Based on the following, which method is better. This MSP430 will always act as the master to I2C devices, and will always initiate a transmission. Instead of using the solution method you described, would it be better to have a function which implements polling of the I2C module. This function can be called every time Timer_A0 is entered.
I guess another consideration is reducing power consumption. Would it not be more power-efficient to stay in LPM0 rather than exiting into active mode to perform the I2C task, and then re-entering LPM0?
Thank you.
Generally, ISR should be fast-in, fast out. Just recognize an event, set aflag, wake the main program. Doing a complete I2C transfer is nothing that belongs into an ISR. ISRs are not parallel threads.
So no, polling the USCI for th etransfer would not only prevent all otehr itnerrupts (if any) to be handled, it would also keep the processor needlessly active.
Mehdi RahmanWould it not be more power-efficient to stay in LPM0 rather than exiting into active mode to perform the I2C task, and then re-entering LPM0?

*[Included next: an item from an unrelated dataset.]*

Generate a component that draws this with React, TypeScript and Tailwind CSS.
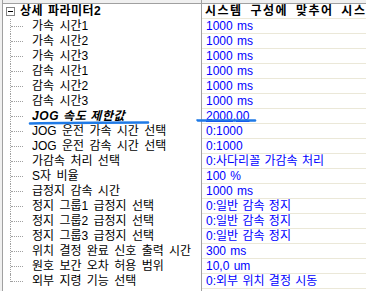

The transfer function itself may enter LPM0 until its own ISR tells that the transfer is done. This would save some power. :)
Hello Jens-Michael Gross,
Thank you for your assistance. I do see your point in having an ISR simply set a flag which then sets certain actions in the main routine, as opposed to doing a whole set of actions in the ISR. I will re-think my approach to allow for this.
In the meantime, I decided to do more I2C testing. I changed the clock speed from 100 kHz to 400 kHz , and also increased the DCO speed to 8 MHz, by using the following initialization code.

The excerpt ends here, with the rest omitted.